The first time a long prompt runs out of memory on a 32 GB Radeon AI PRO R9700, the instinct is to blame the model. Twenty gigabytes of weights, eight gigabytes of “miscellaneous”, and the OS holding the rest, the story goes. The story is wrong. On Qwen3.5-35B-A3B at Q4_K_M the weights are 20.0 GiB, the working memory the engine uses for projections and reductions is well under one gigabyte, and the thing that actually moves with the prompt length is the KV cache. At 128k tokens it is fifteen and a half gigabytes on its own, and on a 32 GB card that is the difference between a useful long prompt and a hard out-of-memory.

This is the constraint that bites every local engine sooner than expected. The weights are static. The KV cache scales linearly with tokens, and on a modern transformer with a non-trivial number of attention heads it is the second-largest tenant in VRAM by the time the prompt is meaningful.
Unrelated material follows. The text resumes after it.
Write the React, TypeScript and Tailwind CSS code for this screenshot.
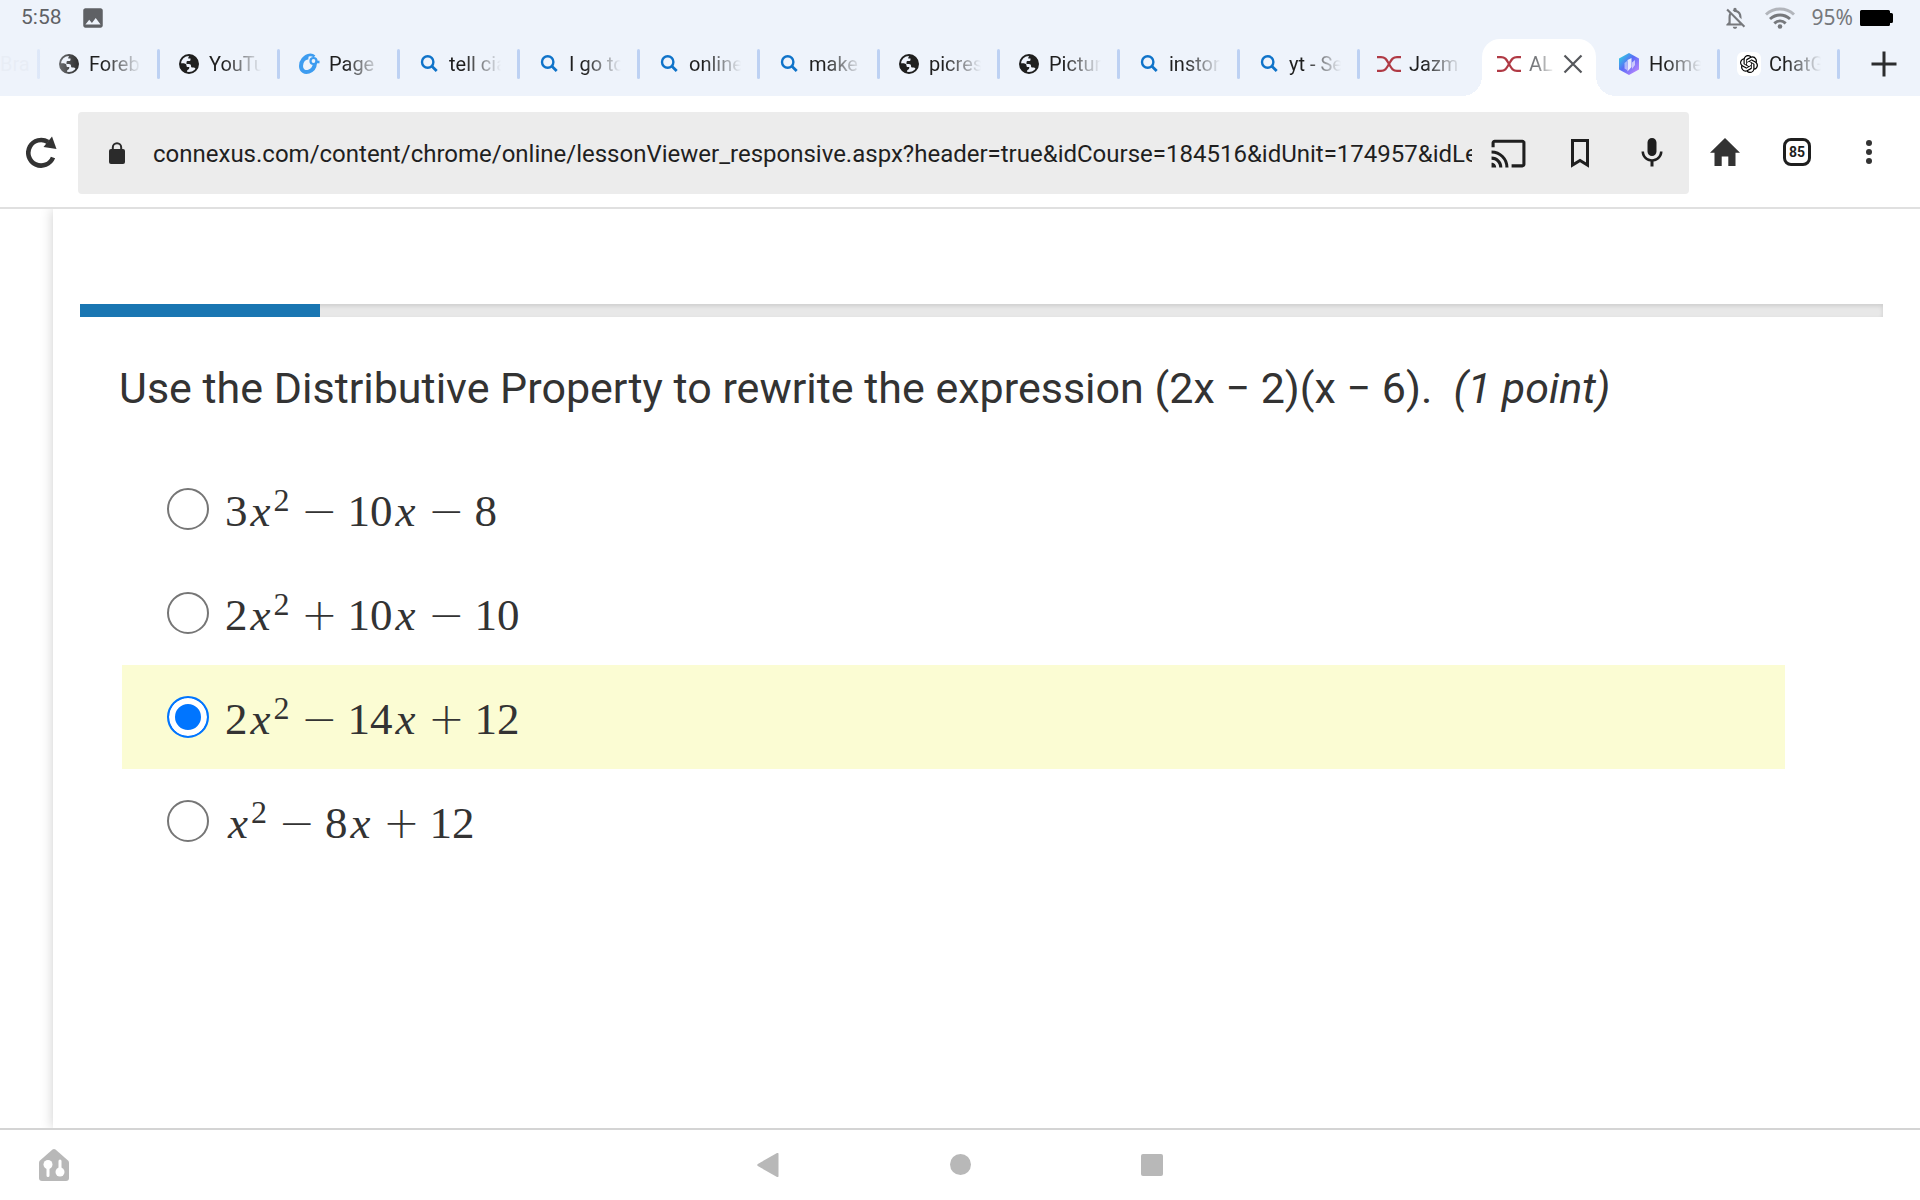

On a hosted inference cluster with 80 GB H100s and tensor parallelism, the asymmetry is mostly a budgeting problem. On a single consumer-grade RDNA4 card it is the design problem.

This post is the argument for why FP16 is the wrong default for the KV cache on a 32 GB RDNA4 card, what the per-token arithmetic actually looks like for the models ZINC ships against, and where the floor is once the obvious wins are taken.

What a KV cache actually costs per token

The size of one token’s worth of KV cache is set by the architecture, not the prompt. Multiply two for the K and V tensors, by the number of layers, by the number of KV heads, by the head dimension, by the bytes per element. That product gives the per-token bytes; multiplied by the prompt length it is the total KV bytes that have to live in VRAM for the duration of the request.

For Qwen3.5-35B-A3B the relevant numbers are 60 layers, 4 KV heads after grouped-query attention, and a head dimension of 128. At FP16 that is 2 × 60 × 4 × 128 × 2 = 122,880 bytes per token, which is exactly 120 KiB. At 8k context that is under one gigabyte and nobody notices. At 32k it is 3.84 GiB, which still fits comfortably on the Radeon AI PRO R9700 but stops being free. At 128k it is 15.36 GiB, and the math becomes the post.

The Gemma 4 31B family is a different shape but the same underlying problem. Yesterday’s asymmetric GQA writeup noted that Gemma 4 interleaves 50 sliding-window-attention layers at a 1024-token window with 10 full-attention layers at 16 KV heads of dimension 128. The SWA layers are bounded by the window: their KV footprint is constant at roughly 0.4 GiB regardless of prompt length. The 10 full-attention layers carry the rest, and they scale linearly. At 128k tokens the full-attention KV alone runs to 10 GiB at FP16, which is closer to the Qwen number than people who hear “sliding window” expect.

The pattern repeats across every modern model worth running locally. GQA shrinks the per-token cost relative to a multi-head architecture, but the linear factor in tokens is what matters once the prompt grows.

The 32 GB picture

The chart below is the same prompt and the same model run six different ways on a 32 GB R9700. The top three bars hold KV quantization at FP16 and walk context from 8k to 128k. The bottom three bars hold context at 128k and walk KV quantization from INT8 down to a 3-bit shape in the spirit of Google’s TurboQuant work.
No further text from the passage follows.